Summary of literature survey.

Study	Methodology	Metrics used	Metric scores	Limitations
Al-Dailamy et al. (2022)	Adaptive heuristic-based strategy	Latency, Cost, Availability	Low transfer cost (23%), 99% availability	Decreases with traffic surges, lacks predictability
Awad, Abdelkader & Salam (2021)	MO-PSO and MO-ACO optimization	Cost, Locality, Utilization	25% cost reduction, optimal locality/utilization	High computational cost, slow for large datasets
Bouhouch, Zbakh & Tadonki (2023)	Dynamic replication & placement strategy	Storage capacity, Read/Write Speeds	76% data placement gain, 52% cost improvement	High execution time, difficult migration
Arasteh et al. (2023)	Hybrid particle-gray wolf algorithm	Cost Efficiency, Availability, Response Time	35% access time reduction	High overhead, needs historical data
Li et al. (2020)	Delay-adaptive & load-balancing strategies	Response Time, Throughput, Storage	Improved throughput, reduced response time	Lacks demand predictability
Chandrakala & Loganathan (2023)	Harmony-Tabu search technique	Bandwidth	3.57–18.18% bandwidth savings	Energy/security not considered
Nastic et al. (2020)	SLO-driven elasticity mechanisms	Availability, Resource Guarantees	Promotes SLO-native approach	Inefficient for SLOs/SLAs under heavy workloads
Kamila et al. (2022)	ML-based predictive modeling	Accuracy, Efficiency, Cost	38.15% resiliency, 90.08% reduced error	Limited scalability, struggles with non-stationary data
Yu, Liu & Fan (2021)	QoS-oriented MDupl strategy	Access Time, QoS, IO Strength	20–30% reduced queuing time	High cost, limited scalability
Nannai John & Mirnalinee (2020)	Intelligent Water Drop (IWD) algorithm	Popularity, Response, Cost	40% free space, 18% faster access	QoS not optimized, query optimization remains challenging

DOI: 10.7717/peerj-cs.2713/table-1

Note:

This table shows the summary of literature survey used for this research.

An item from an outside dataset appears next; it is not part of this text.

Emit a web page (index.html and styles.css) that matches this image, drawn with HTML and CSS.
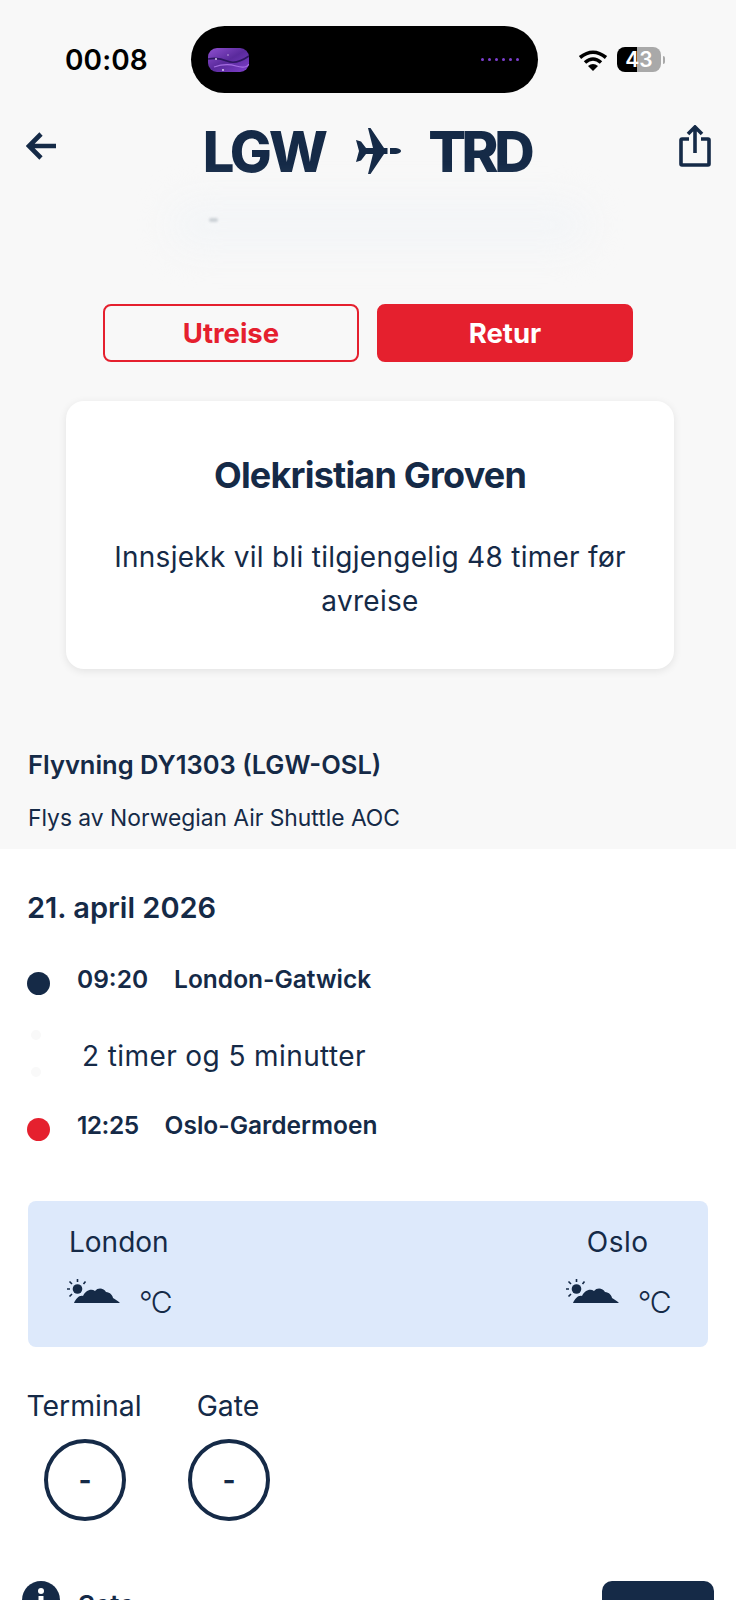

Tft general architecture and its components

Temporal Fusion Transformer (TFT) combines the strengths of both convolutional neural networks (CNNs) and Transformer models. It is specifically designed to process sequences of data. The temporal fusion aspect of the model refers to its ability to fuse information from multiple time scales, making it well-suited for tasks that involve understanding patterns and relationships across time. It makes use of a temporal self-attention mechanism that allows it to attend the information from past and future time steps. Additionally, TFT incorporates a temporal convolutional layer that allows it to capture local temporal correlations in the data. This layer is designed to be lightweight and efficient, making it well-suited for cloud computing environments. Finally, TFT also includes a temporal pooling layer that is used to confine information from different time steps. Together, these components enable TFT to capture both long-term and also short-term temporal patterns in the data. It is suited for applications such as anomaly detection, forecasting, and classification. TFT’s main components are given below.

1)

Adaptive depth and network complexity are provided via gating techniques, which bypass portions of the architecture’s idle components to suit a variety of datasets and circumstances.
2)

Networks for variable selection is another important component and used to choose appropriate input variables at each time slot.
3)

Using context vector encoding, static covariate coders add static features into the network for conditioning temporal dynamics.
4)

Using both observed as well as identified time-varying inputs, temporal processing is applied to learn short as well as long-term temporal correlations. For local processing, a sequence-to-sequence layer is used, and an interpretable multi-head attention block is applied to record long-term dependencies.
5)

The range of target values at each prediction horizon is determined using cumulative probability forecasts as prediction intervals.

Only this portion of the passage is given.